American dancer, teacher and boxer

Emma Chambers Maitland (1893 – March 1975), born Jane Chambers, was an American dancer, teacher, and boxer.

== Early life ==
Jane Chambers was born near Richmond, Virginia, the daughter of Wyatt Chambers and Cora Chambers. Her parents were sharecroppers, and she had seven brothers. She was educated at a convent school at Rock Castle, Virginia, and qualified as a teacher. She changed her first name when she moved to Washington, D.C. as a young woman.

== Career ==
Chambers was a teacher as a young woman in Virginia. As a widow with a young daughter to support, Maitland moved to Paris. She danced at the Moulin Rouge, modeled for artists, and did a boxing act with another American performer, Aurelia Wheedlin (or Wheeldin). She became serious about boxing, trained with American boxer Jack Taylor, and toured with Wheedlin in Europe, billed as the world's lightweight female boxing champion. She also boxed in Canada, Cuba and Mexico.

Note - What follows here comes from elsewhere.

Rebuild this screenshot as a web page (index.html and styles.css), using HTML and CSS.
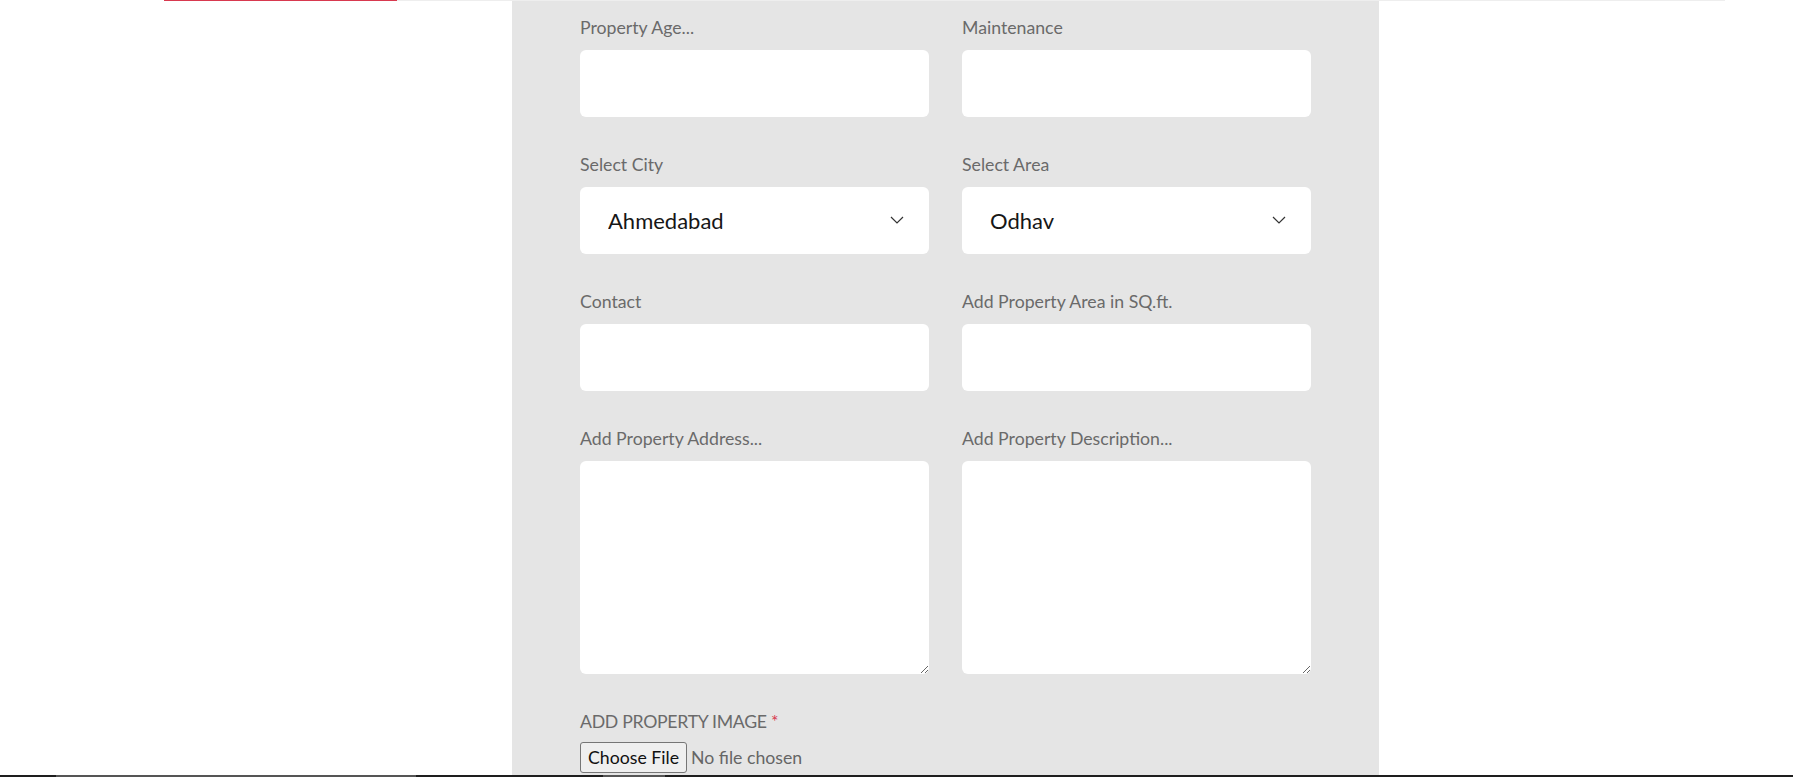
FILE: index.html
```html
<!DOCTYPE html>
<html lang="en">
<head>
<meta charset="utf-8">
<title>Add Property</title>
<link rel="stylesheet" href="styles.css">
</head>
<body>
<div class="topline"><div class="topline-active"></div></div>
<main class="panel">
  <form class="form-grid">
    <div class="field">
      <label class="label">Property Age...</label>
      <input class="input" type="text">
    </div>
    <div class="field">
      <label class="label">Maintenance</label>
      <input class="input" type="text">
    </div>
    <div class="field">
      <label class="label">Select City</label>
      <div class="select-wrap">
        <select class="select"><option>Ahmedabad</option></select>
        <svg class="chevron" width="14" height="8" viewBox="0 0 14 8"><path d="M1 1 L7 7 L13 1" fill="none" stroke="#333" stroke-width="1.2"/></svg>
      </div>
    </div>
    <div class="field">
      <label class="label">Select Area</label>
      <div class="select-wrap">
        <select class="select"><option>Odhav</option></select>
        <svg class="chevron" width="14" height="8" viewBox="0 0 14 8"><path d="M1 1 L7 7 L13 1" fill="none" stroke="#333" stroke-width="1.2"/></svg>
      </div>
    </div>
    <div class="field">
      <label class="label">Contact</label>
      <input class="input" type="text">
    </div>
    <div class="field">
      <label class="label">Add Property Area in SQ.ft.</label>
      <input class="input" type="text">
    </div>
    <div class="field">
      <label class="label">Add Property Address...</label>
      <textarea class="textarea"></textarea>
    </div>
    <div class="field">
      <label class="label">Add Property Description...</label>
      <textarea class="textarea"></textarea>
    </div>
    <div class="field field-full">
      <label class="label label-upper">ADD PROPERTY IMAGE <span class="req">*</span></label>
      <input class="file" type="file">
    </div>
  </form>
</main>
<div class="bottomline"></div>
</body>
</html>
```
FILE: styles.css
```css
html, body {
  margin: 0;
  padding: 0;
  background: #ffffff;
  font-family: "Lato", "Open Sans", sans-serif;
  overflow: hidden;
  height: 777px;
}
.topline {
  margin-left: 164px;
  width: 1561px;
  height: 1px;
  background: #eeeeee;
}
.topline-active {
  width: 233px;
  height: 1px;
  background: #d8394f;
}
.panel {
  margin-left: 512px;
  width: 867px;
  box-sizing: border-box;
  background: #e5e5e5;
  padding: 15px 68px 40px;
  min-height: 800px;
}
.form-grid {
  display: grid;
  grid-template-columns: 349px 349px;
  column-gap: 33px;
  row-gap: 36px;
}
.field {
  display: flex;
  flex-direction: column;
}
.field-full {
  grid-column: 1 / 3;
}
.label {
  font-size: 17.7px;
  line-height: 24px;
  color: #6a6a6a;
  margin-bottom: 10px;
}
.label-upper {
  margin-bottom: 8px;
  letter-spacing: -0.3px;
}
.req {
  color: #d8394f;
}
.input {
  height: 67px;
  border: none;
  border-radius: 6px;
  background: #ffffff;
  box-sizing: border-box;
  padding: 0 28px;
  font-family: inherit;
  font-size: 20px;
}
.select-wrap {
  position: relative;
}
.select {
  -webkit-appearance: none;
  appearance: none;
  width: 100%;
  height: 67px;
  border: none;
  border-radius: 6px;
  background: #ffffff;
  padding: 0 28px;
  font-family: inherit;
  font-size: 22px;
  font-weight: 400;
  color: #161616;
  box-sizing: border-box;
}
.chevron {
  position: absolute;
  right: 25px;
  top: 29px;
}
.textarea {
  height: 213px;
  border: none;
  border-radius: 6px;
  background: #ffffff;
  box-sizing: border-box;
  font-family: inherit;
  font-size: 17px;
  padding: 10px;
}
.file {
  font-family: inherit;
  font-size: 17.7px;
  color: #666666;
}
.file::file-selector-button {
  font-family: inherit;
  font-size: 17.7px;
  color: #111111;
  background: #efefef;
  border: 1px solid #767676;
  border-radius: 3px;
  padding: 4px 7px;
  height: 31px;
  margin-right: 4px;
}
.bottomline {
  position: fixed;
  left: 0;
  right: 0;
  bottom: 0;
  height: 2px;
  background: linear-gradient(to right, #1e1e1e 0, #1e1e1e 56px, #555 56px, #555 416px, #1e1e1e 416px, #1e1e1e 603px, #555 603px, #555 665px, #1e1e1e 665px);
}
```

Maitland moved back to the United States in 1926, lived in New York City, and continued performing as a "boxeuse". She appeared (often with Wheedlin) in clubs, in vaudeville and on the New York stage in black revues, including Messin' Around (1929), Change Your Luck (1930), and Fast and Furious (1931). She worked as a bodyguard and taught dance and gymnastics. In her later years she moved to Martha's Vineyard.

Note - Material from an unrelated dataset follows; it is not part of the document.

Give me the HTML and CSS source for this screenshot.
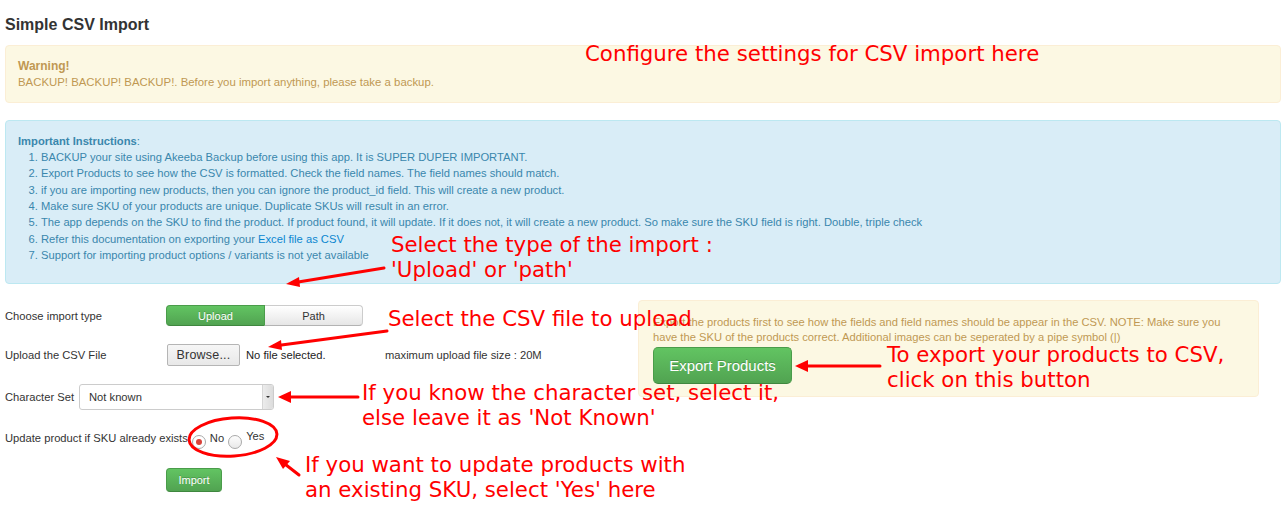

== Personal life and legacy ==
Emma Maitland married a Howard University medical student, Clarence Maitland. They had a daughter together in 1917. Clarence Maitland died from tuberculosis within a year of their wedding. She died in early 1975, aged 82.

Maitland donated her papers and souvenirs to the Schomburg Collection at the New York Public Library, in 1943. In 2015, Maitland's former home in Oak Bluffs became a stop on the African American Heritage Trail of Martha’s Vineyard. In 2020, she was the subject of an exhibit at the Martha's Vineyard Museum.